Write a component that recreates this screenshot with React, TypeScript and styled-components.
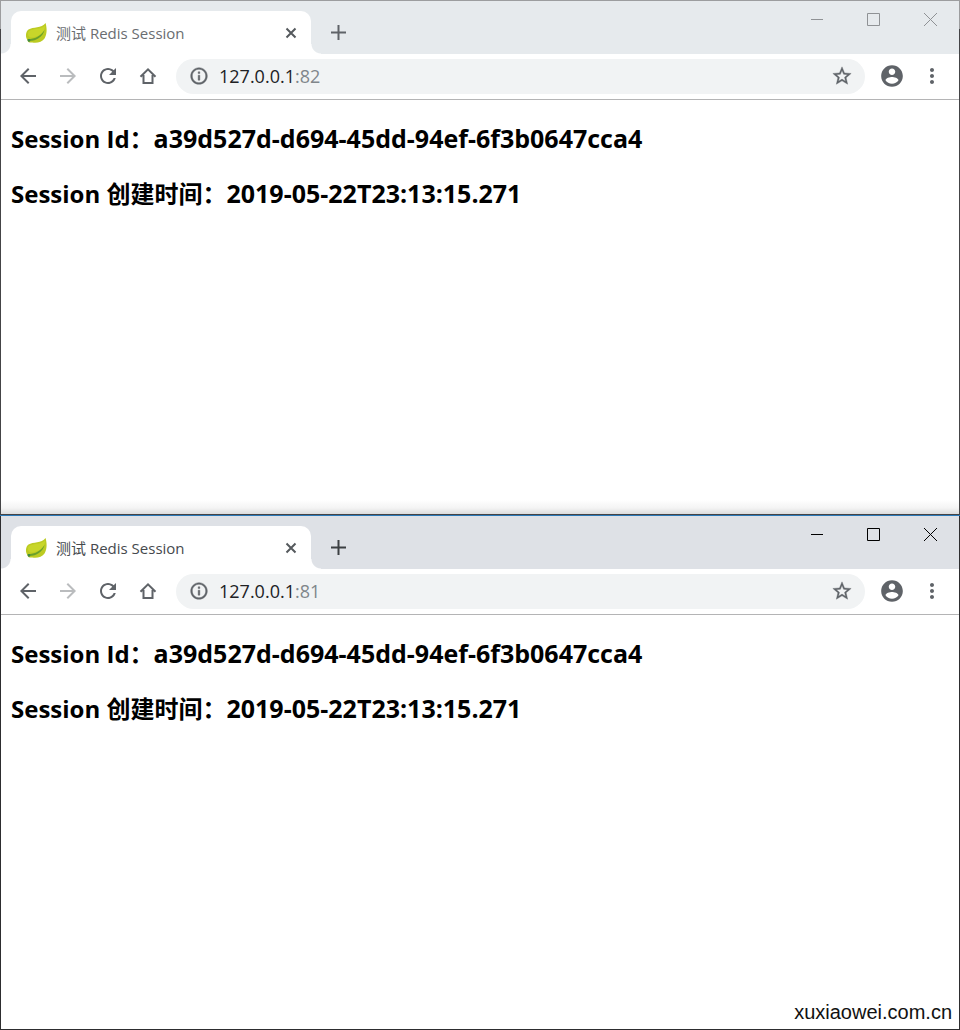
import React from "react";
import styled, { createGlobalStyle, css } from "styled-components";

const uiFont = '"Open Sans", "Noto Sans CJK SC", sans-serif';

const GlobalStyle = createGlobalStyle`
  *, *::before, *::after { box-sizing: border-box; }
  body { margin: 0; background: #fff; font-family: ${uiFont}; }
  button, input { font: inherit; color: inherit; }
`;

const Desktop = styled.div`
  position: relative;
  display: grid;
  grid-template-rows: 1fr 1fr;
  min-height: 100vh;
`;

const Frame = styled.section<{ $active: boolean }>`
  display: flex;
  flex-direction: column;
  padding: 1px;
  background: ${(p) =>
    p.$active
      ? "linear-gradient(#2b79b8 1px, #2d2d2f 1px)"
      : "linear-gradient(#9c9d9f 29px, #444446 29px)"};
`;

const TabStrip = styled.header<{ $active: boolean }>`
  --strip: ${(p) => (p.$active ? "#dee1e6" : "#e6eaed")};
  display: flex;
  align-items: flex-end;
  height: 53px;
  padding-left: 10px;
  background: var(--strip);
`;

const foot = css`
  content: "";
  position: absolute;
  bottom: 0;
  width: 10px;
  height: 10px;
`;

const Tab = styled.div<{ $active: boolean }>`
  position: relative;
  display: flex;
  align-items: center;
  width: 300px;
  height: 43px;
  padding: 0 8px 0 14px;
  border-radius: 10px 10px 0 0;
  background: #fff;
  color: ${(p) => (p.$active ? "#45494d" : "#6a6d71")};

  &::before {
    ${foot}
    right: 100%;
    background: radial-gradient(circle at 0 0, var(--strip) 9px, #fff 10px);
  }
  &::after {
    ${foot}
    left: 100%;
    background: radial-gradient(circle at 100% 0, var(--strip) 9px, #fff 10px);
  }
`;

const TabTitle = styled.span`
  flex: 1;
  margin-left: 8px;
  font-size: 15px;
  line-height: 20px;
  white-space: nowrap;
`;

const IconButton = styled.button<{ $width: number; $height: number; $color?: string }>`
  display: flex;
  flex: none;
  align-items: center;
  justify-content: center;
  width: ${(p) => p.$width}px;
  height: ${(p) => p.$height}px;
  padding: 0;
  border: 0;
  background: none;
  color: ${(p) => p.$color ?? "inherit"};
`;

const ToolButton = styled(IconButton).attrs({ $width: 40, $height: 35 })`
  padding-bottom: 1px;
`;

const WindowControls = styled.div`
  display: flex;
  align-self: flex-start;
  margin-left: auto;
`;

const Toolbar = styled.nav`
  display: flex;
  align-items: center;
  height: 46px;
  padding: 0 7px;
  border-bottom: 1px solid #b4b4b5;
  background: #fff;
  color: #5f6368;
`;

const AddressBar = styled.div`
  display: flex;
  flex: 1;
  align-items: center;
  height: 35px;
  margin: 0 7px 0 8px;
  padding: 0 3px;
  border-radius: 18px;
  background: #f1f3f4;
`;

const Address = styled.a`
  flex: 1;
  padding-bottom: 2px;
  color: #202124;
  font-size: 18px;
  line-height: 24px;
  text-decoration: none;
`;

const Port = styled.span`
  color: #80868b;
`;

const Page = styled.main<{ $shaded: boolean }>`
  flex: 1;
  padding: 21px 10px;
  background: ${(p) =>
    p.$shaded ? "linear-gradient(to top, #dcdcdc, #f4f4f4 6px, #fff 14px)" : "#fff"};
`;

const Heading = styled.h2`
  margin: 0 0 20px;
  color: #000;
  font-size: 24px;
  font-weight: 700;
  line-height: 35px;
`;

const Value = styled.span`
  font-size: 25px;
`;

const Watermark = styled.span`
  position: absolute;
  right: 8px;
  bottom: 6px;
  color: #111;
  font-family: "Liberation Sans", sans-serif;
  font-size: 20px;
  line-height: 24px;
`;

interface GlyphProps {
  d: string;
  size?: number;
  bold?: number;
}

const Glyph = ({ d, size = 24, bold = 0 }: GlyphProps) => (
  <svg
    width={size}
    height={size}
    viewBox="0 0 24 24"
    fill="currentColor"
    stroke="currentColor"
    strokeWidth={bold}
    aria-hidden="true"
  >
    <path d={d} />
  </svg>
);

const glyphs = {
  back: "M20 11H7.83l5.59-5.59L12 4l-8 8 8 8 1.41-1.41L7.83 13H20v-2z",
  forward: "M12 4l-1.41 1.41L16.17 11H4v2h12.17l-5.58 5.59L12 20l8-8z",
  reload:
    "M17.65 6.35C16.2 4.9 14.21 4 12 4c-4.42 0-7.99 3.58-7.99 8s3.57 8 7.99 8c3.73 0 6.84-2.55 7.73-6h-2.08c-.82 2.33-3.04 4-5.65 4-3.31 0-6-2.69-6-6s2.69-6 6-6c1.66 0 3.14.69 4.22 1.78L13 11h7V4l-2.35 2.35z",
  info: "M11 7h2v2h-2zm0 4h2v6h-2zm1-9C6.48 2 2 6.48 2 12s4.48 10 10 10 10-4.48 10-10S17.52 2 12 2zm0 18c-4.41 0-8-3.59-8-8s3.59-8 8-8 8 3.59 8 8-3.59 8-8 8z",
  star: "M22 9.24l-7.19-.62L12 2 9.19 8.63 2 9.24l5.46 4.73L5.82 21 12 17.27 18.18 21l-1.63-7.03L22 9.24zM12 15.4l-3.76 2.27 1-4.28-3.32-2.88 4.38-.38L12 6.1l1.71 4.04 4.38.38-3.32 2.88 1 4.28L12 15.4z",
  account:
    "M12 2C6.48 2 2 6.48 2 12s4.48 10 10 10 10-4.48 10-10S17.52 2 12 2zm0 3c1.66 0 3 1.34 3 3s-1.34 3-3 3-3-1.34-3-3 1.34-3 3-3zm0 14.2c-2.5 0-4.71-1.28-6-3.22.03-1.99 4-3.08 6-3.08 1.99 0 5.97 1.09 6 3.08-1.29 1.94-3.5 3.22-6 3.22z",
  more: "M12 8c1.1 0 2-.9 2-2s-.9-2-2-2-2 .9-2 2 .9 2 2 2zm0 2c-1.1 0-2 .9-2 2s.9 2 2 2 2-.9 2-2-.9-2-2-2zm0 6c-1.1 0-2 .9-2 2s.9 2 2 2 2-.9 2-2-.9-2-2-2z",
};

const Stroke = ({ d, size, width = 1 }: { d: string; size: number; width?: number }) => (
  <svg
    width={size}
    height={size}
    viewBox={`0 0 ${size} ${size}`}
    fill="none"
    stroke="currentColor"
    strokeWidth={width}
    aria-hidden="true"
  >
    <path d={d} />
  </svg>
);

const Leaf = () => (
  <svg width="23" height="22" viewBox="0 0 23 22" aria-hidden="true">
    <path
      d="M20.6 1C22 6 22.2 12 19.7 16.2C17.2 20.3 11.5 21.2 7.3 20.4C5.5 20.8 3 20.4 2.6 18.4C0.3 15.5 0.3 9.9 3.5 7.6C8 4.4 16.5 6.800 20.6 1Z"
      fill="#bccb22"
    />
    <path d="M3.500 9.500C8 5.800 16 8 20 3.500C20 10 15 14 8 15.500C4 16.300 2 13 3.500 9.500Z" fill="#c8d62a" />
    <path d="M2.600 17C9 17.200 15 15 19.600 8C17.500 15.500 10.500 19.400 3 18.800Z" fill="#69a02c" />
    <circle cx="4" cy="18.400" r="1.300" fill="#3f8a45" />
  </svg>
);

interface BrowserProps {
  active: boolean;
  port: string;
}

const Browser = ({ active, port }: BrowserProps) => {
  const control = active ? "#000" : "#8f9295";
  const plus = active ? "#3c4043" : "#5f6368";
  return (
    <Frame $active={active}>
      <TabStrip $active={active}>
        <Tab $active={active}>
          <Leaf />
          <TabTitle>测试 Redis Session</TabTitle>
          <IconButton $width={24} $height={24} $color="#55595d" aria-label="Close tab">
            <Stroke size={12} width={2} d="M1.500 1.500L10.500 10.500M10.500 1.500L1.500 10.500" />
          </IconButton>
        </Tab>
        <IconButton $width={55} $height={43} $color={plus} aria-label="New tab">
          <Stroke size={15} width={2} d="M7.500 0V15M0 7.500H15" />
        </IconButton>
        <WindowControls>
          <IconButton $width={57} $height={37} $color={control} aria-label="Minimize">
            <Stroke size={13} d="M1 6.500H14" />
          </IconButton>
          <IconButton $width={57} $height={37} $color={control} aria-label="Maximize">
            <Stroke size={13} d="M0.500 0.500H12.500V12.500H0.500Z" />
          </IconButton>
          <IconButton $width={57} $height={37} $color={control} aria-label="Close">
            <Stroke size={13} d="M0 0L13 13M13 0L0 13" />
          </IconButton>
        </WindowControls>
      </TabStrip>
      <Toolbar>
        <ToolButton aria-label="Back">
          <Glyph d={glyphs.back} />
        </ToolButton>
        <ToolButton $color="#babcbe" aria-label="Forward">
          <Glyph d={glyphs.forward} />
        </ToolButton>
        <ToolButton aria-label="Reload">
          <Glyph d={glyphs.reload} />
        </ToolButton>
        <ToolButton aria-label="Home">
          <Stroke size={18} width={2} d="M1.500 9.800L9 2.300L16.500 9.800M4.500 8V16H13.500V8" />
        </ToolButton>
        <AddressBar>
          <ToolButton aria-label="Site information">
            <Glyph d={glyphs.info} size={20} bold={0.5} />
          </ToolButton>
          <Address href="#">
            127.0.0.1<Port>:{port}</Port>
          </Address>
          <ToolButton aria-label="Bookmark">
            <Glyph d={glyphs.star} size={22} bold={0.4} />
          </ToolButton>
        </AddressBar>
        <ToolButton aria-label="Profile">
          <Glyph d={glyphs.account} size={26} />
        </ToolButton>
        <ToolButton aria-label="Menu">
          <Glyph d={glyphs.more} />
        </ToolButton>
      </Toolbar>
      <Page $shaded={!active}>
        <Heading>
          Session Id：<Value>a39d527d-d694-45dd-94ef-6f3b0647cca4</Value>
        </Heading>
        <Heading>
          Session 创建时间：<Value>2019-05-22T23:13:15.271</Value>
        </Heading>
      </Page>
    </Frame>
  );
};

export default function App() {
  return (
    <>
      <GlobalStyle />
      <Desktop>
        <Browser active={false} port="82" />
        <Browser active port="81" />
        <Watermark>xuxiaowei.com.cn</Watermark>
      </Desktop>
    </>
  );
}
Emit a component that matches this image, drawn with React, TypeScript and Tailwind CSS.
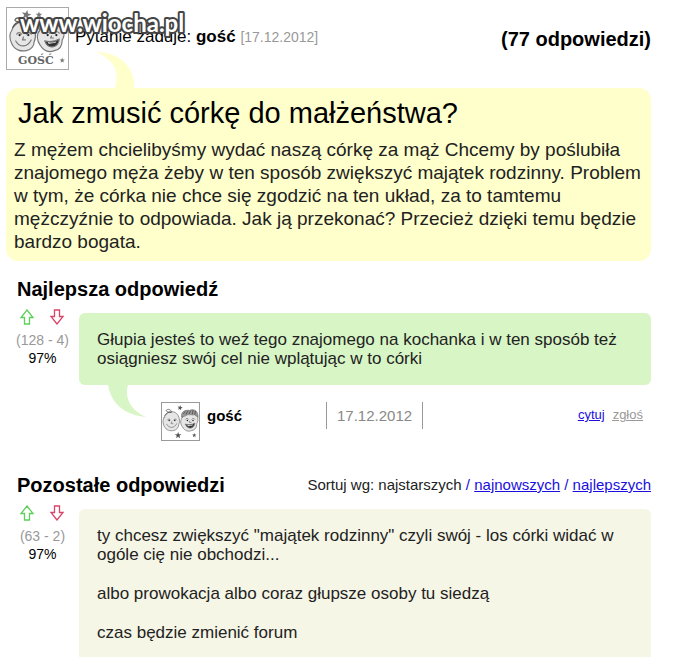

• _Exercise_:
Single out each line of the records above with the string "TypeScript" in it, and copy it.

• _The solution_:
Write a component that recreates this screenshot with React, TypeScript and styled-components.
Emit a component that matches this image, drawn with React, TypeScript and Tailwind CSS.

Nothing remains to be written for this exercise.